Her work focuses on supporting Indigenous communities across Australia, particularly in the Central Desert and Top End regions, through language revitalisation, education and community-driven initiatives.
Lisa has been involved in a range of community language projects that support the preservation and strengthening of First Nations languages. She has contributed to project work in Belyuen, assisting with community language surveys for AIATSIS, the development of language posters, and supporting the creation of language resources and educational materials in collaboration with community members. This work involves engaging with Elders, language speakers and local organisations to ensure that language knowledge is documented, respected and shared in ways that align with community priorities.
Lisa has also been assisting linguist Kate Paynter alongside local community members in Numbulwar to support the development of an online dictionary for the Nunggubuyu (Wubuy) language. This work contributes to the documentation and accessibility of language resources while supporting community-led efforts to strengthen and maintain the use of the Wubuy language for future generations.
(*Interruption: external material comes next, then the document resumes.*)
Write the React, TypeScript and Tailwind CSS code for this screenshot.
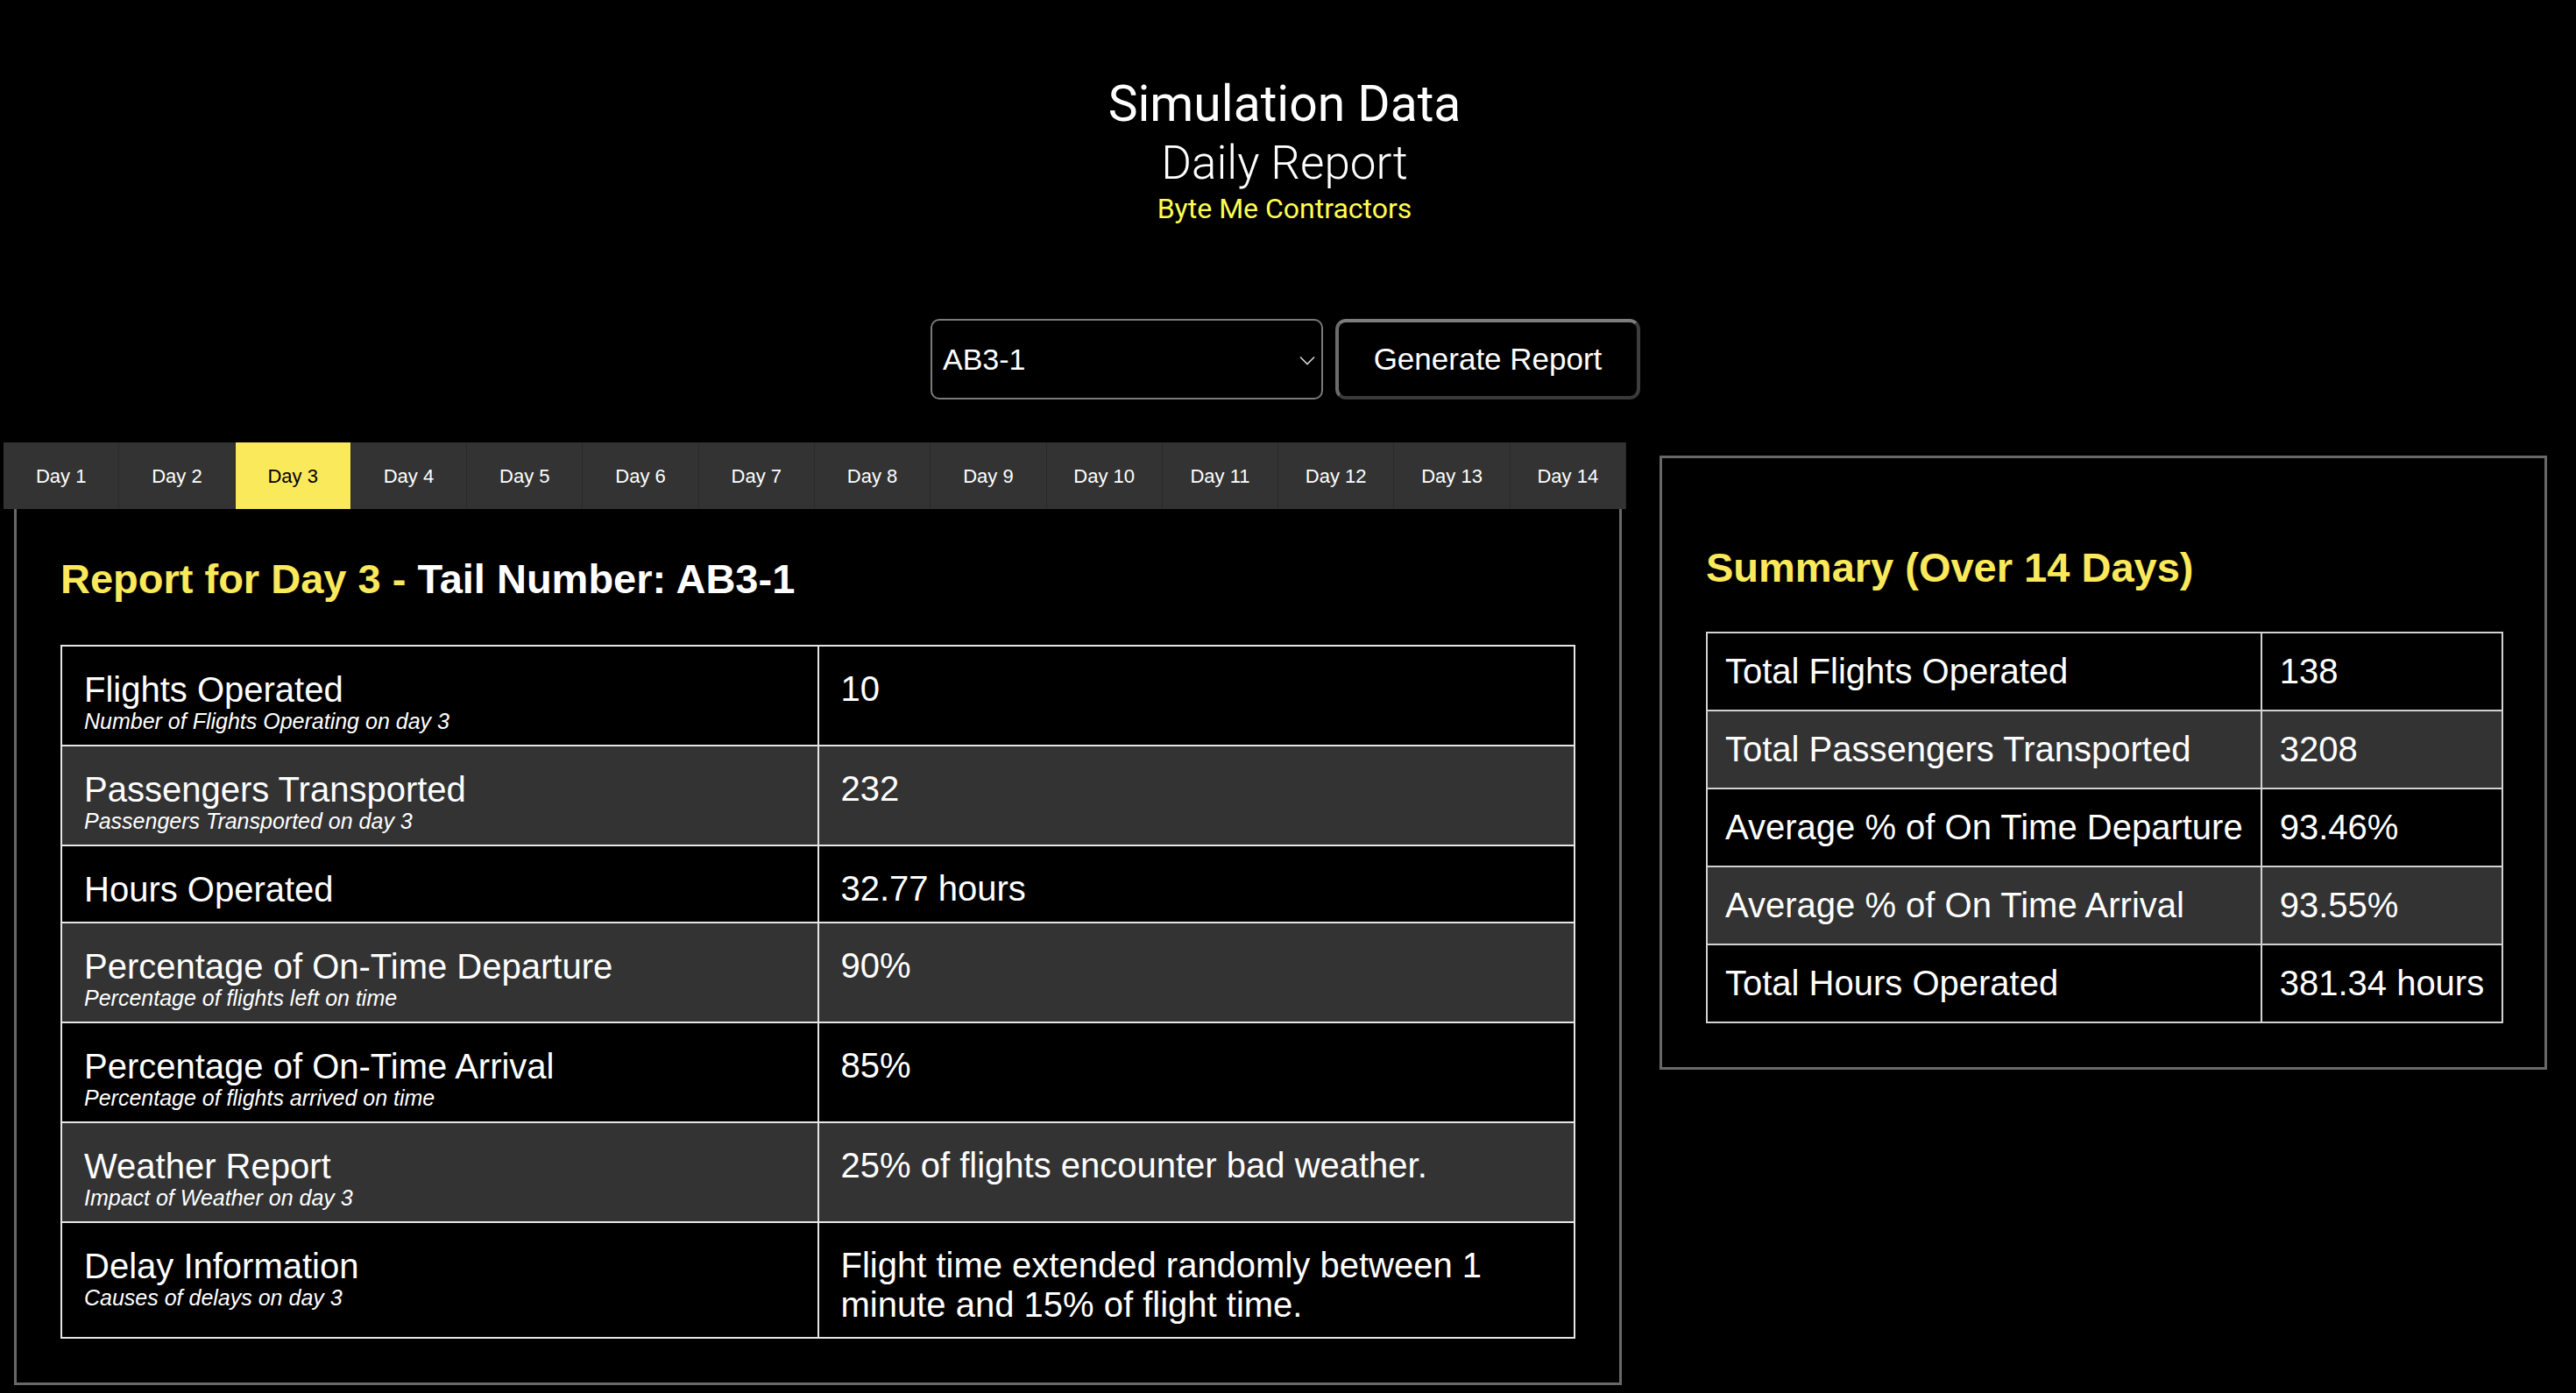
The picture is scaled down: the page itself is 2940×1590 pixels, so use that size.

More recently, Lisa has been working with the BI-Language Data Commons of Australia (LDaCA) project. LDaCA is a national partnership between the Australian Research Data Commons (ARDC) and a network of universities and organisations across Australia, led by Professor Michael Haugh from the School of Languages and Cultures at The University of Queensland. The project aims to strengthen the infrastructure, systems and practices that support the collection, management and accessibility of language data across Australia.
Lisa has a strong passion for Indigenous Data Sovereignty, particularly in relation to language materials and cultural knowledge. She advocates for the rights of First Nations peoples to control, access and manage their own language data. For Lisa, data sovereignty means ensuring that language recordings, archives, dictionaries and learning materials remain connected to the communities they belong to, and that decisions about their use, storage and sharing are led by Indigenous people. She believes that protecting language data is not only about research and documentation, but about cultural survival, identity, intergenerational knowledge transfer and community empowerment.
With lived experience as an Aboriginal woman and a deep commitment to education, Lisa is passionate about supporting language revitalisation, strengthening cultural capability and empowering First Nations communities through knowledge sharing, education and self-determination.